Next week, the UK government will unveil plans to loosen the bank ring-fencing rules that were introduced after the 2008 financial crisis. The Treasury is expected to propose changes that reduce the requirements for large banks to separate their retail operations from riskier investment banking activities. The move is part of a broader post-Brexit effort to make the City of London more competitive.
How ring-fencing works
Under current rules, banks with more than £25bn in core deposits must ring-fence their retail banking services into a separate legal entity. That structure was designed to protect everyday savers and the payments system from losses in investment banking. The reform came out of the Independent Commission on Banking, led by Sir John Vickers, and was fully implemented by 2019.
Why the government is easing the rules
The UK's departure from the EU gave regulators the freedom to diverge from European standards. The Treasury has argued that the current ring-fencing regime is overly burdensome and puts UK banks at a disadvantage compared to global competitors. Looser rules are intended to free up capital and allow banks to compete more effectively, especially in international markets.
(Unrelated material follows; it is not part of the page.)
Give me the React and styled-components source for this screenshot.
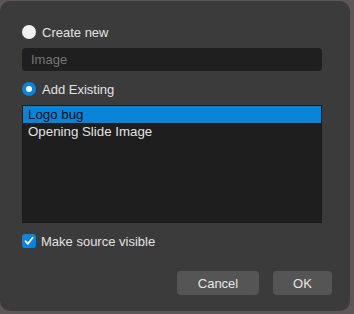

The government has also said the changes will support the UK's ambition to remain a leading financial centre.
What the changes could look like
Details are still under wraps, but reports suggest the government will raise the threshold for ring-fencing, potentially to £35bn in deposits. That would remove the requirement for several mid-sized banks. The rules around what activities can be carried out inside the ring-fence may also be relaxed. However, the core protections for retail customers are expected to remain in place.